Tuesday, July 10th, 2007

Just as I was sending last month’s newsletter, Apple released a significant update to its MacBook Pro line. Among other things, the 15-inch model got an LED screen, which I’ve examined closely. It’s very bright, and consistently so across the entire screen. The MacBook Pro LCDs are almost as bright, but like all LCDs, they have minor anomalies, and they tend to fade a bit with age. The expectation is that the LEDs will be more consistent and won’t fade so much. I couldn’t find any downsides to 15-inch LED screen, but I’m interested to hear from readers who have it. If you do, please send me a note and let me know what you think of it.

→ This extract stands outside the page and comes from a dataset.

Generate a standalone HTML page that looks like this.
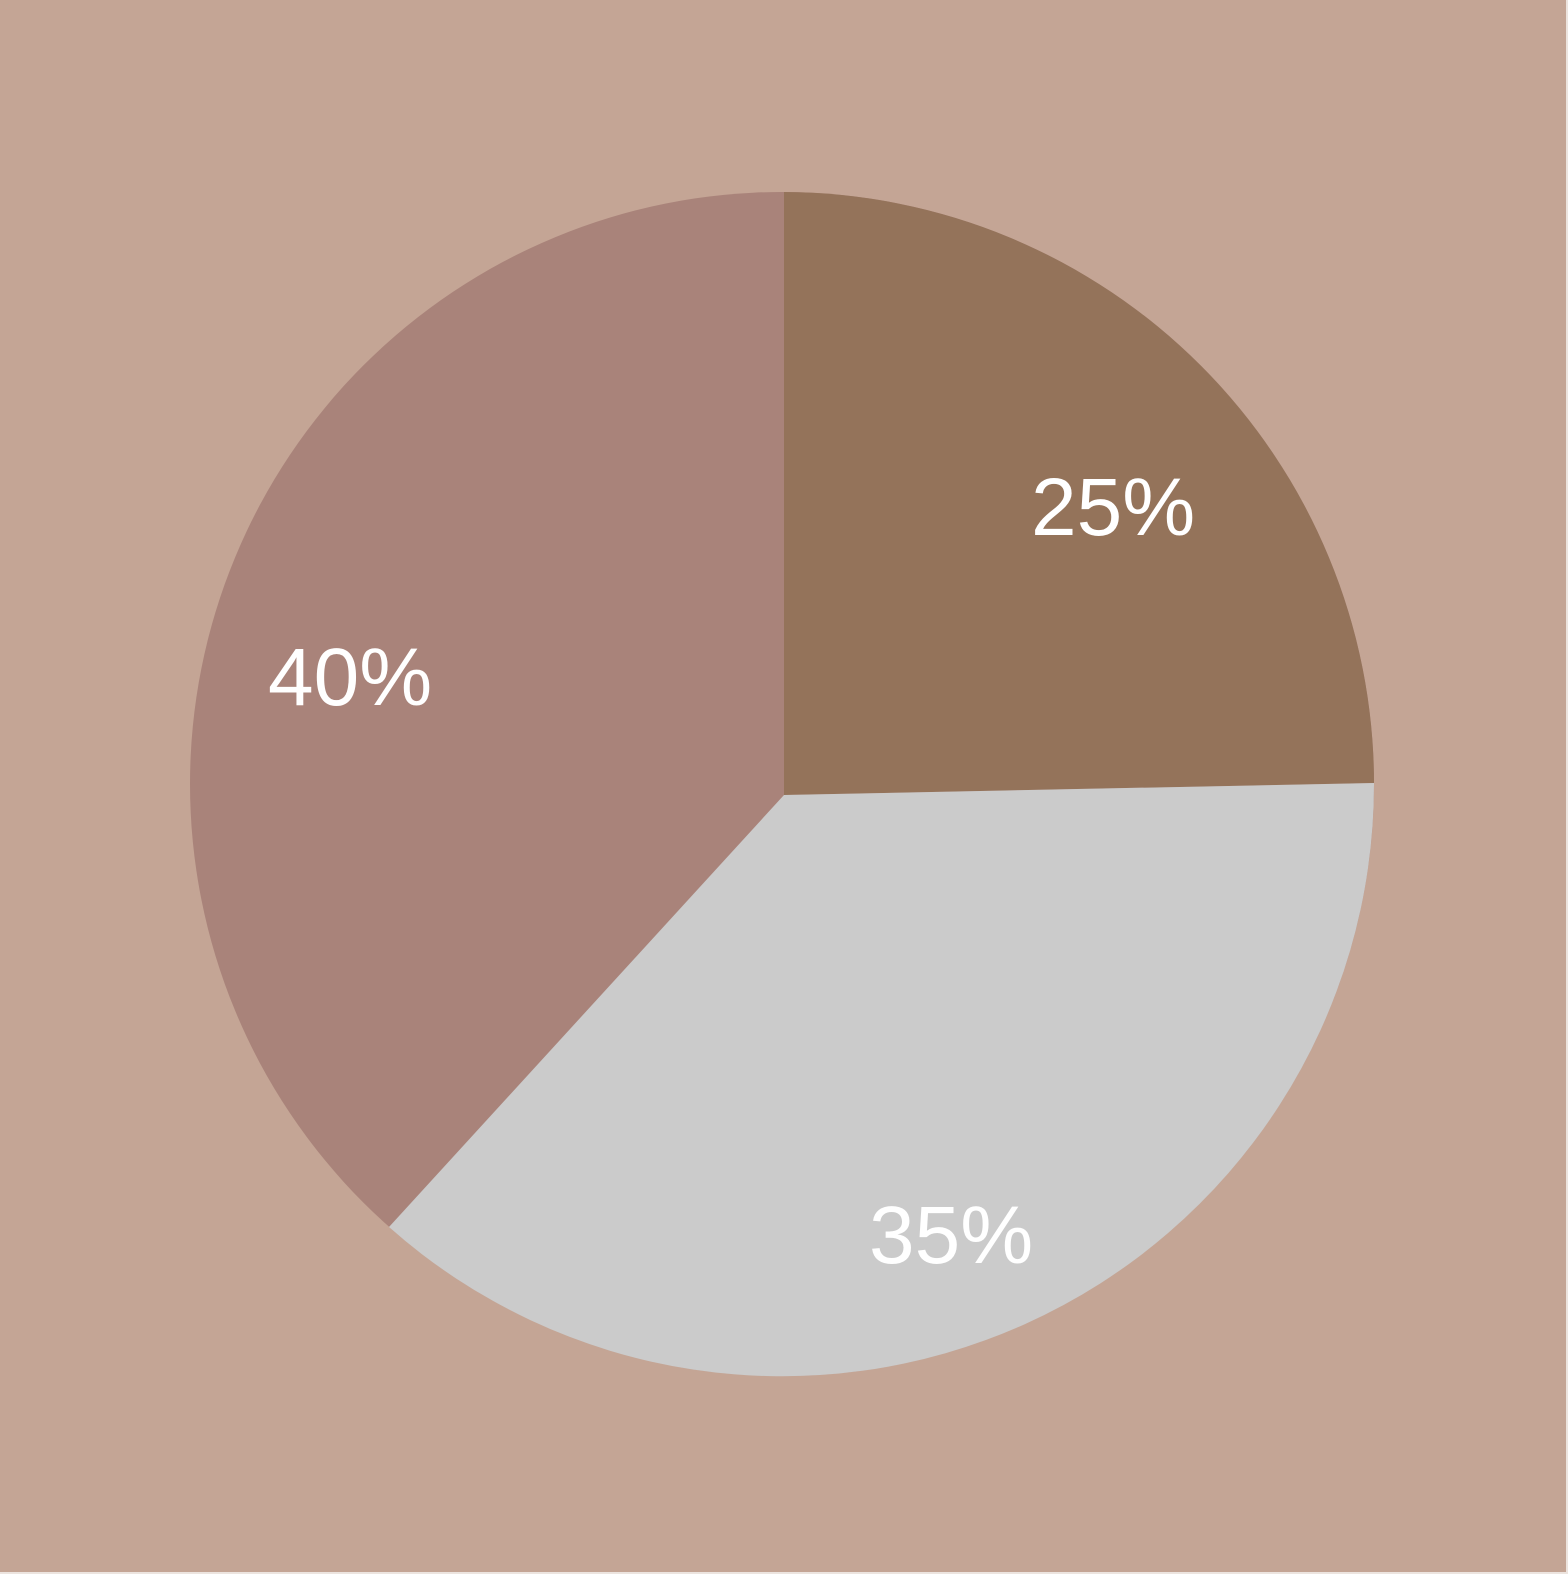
<!DOCTYPE html>
<html><head><meta charset="utf-8"><style>
html,body{margin:0;padding:0;background:#C4A595;}
svg{display:block;}
text{font-family:"Liberation Sans",sans-serif;fill:#fff;font-size:82px;}
</style></head><body>
<svg width="1568" height="1574" viewBox="0 0 1568 1574">
<rect x="0" y="0" width="1568" height="1574" fill="#C4A595"/>
<rect x="1566" y="0" width="2" height="1574" fill="#ECE4DF"/>
<rect x="0" y="1572" width="1568" height="2" fill="#ECE4DF"/>
<circle cx="782" cy="784" r="592" fill="#A9837A"/>
<path d="M784 795 L784 192 A592 592 0 0 1 1374 783 Z" fill="#94735A"/>
<path d="M784 795 L1374 783 A592 592 0 0 1 389 1227 Z" fill="#CBCBCB"/>
<text x="1031" y="535">25%</text>
<text x="268" y="705">40%</text>
<text x="869" y="1263">35%</text>
</svg>
</body></html>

The new 17-inch MacBook Pro also came with a surprising set of upgrades. Finally, the 17-inch model offers 1,920-by-1,200-pixel resolution. That had been a glaring omission in the previous MBP line. The new higher-resolution display is a $100 option. I vastly prefer this resolution for this size screen. It gives you a lot more screen real estate. Some people may find that some things are too tiny for comfort, but Apple does a much better job than Microsoft at creating UI structures that work well in multiple resolutions. So, for example, the tiny colored dots that let you close, minimize, and expand Finder and program windows appear to be the same size no matter what resolution you’re in. The only issue you may have is with the text of some Web pages. Safari has an optional toolbar button pair that lets you increase the font size of the current Web page up or down one notch. (The Command+ and Command- keyboard combos also handle this.) That was only the only adjustment I needed to make for my aging eyes.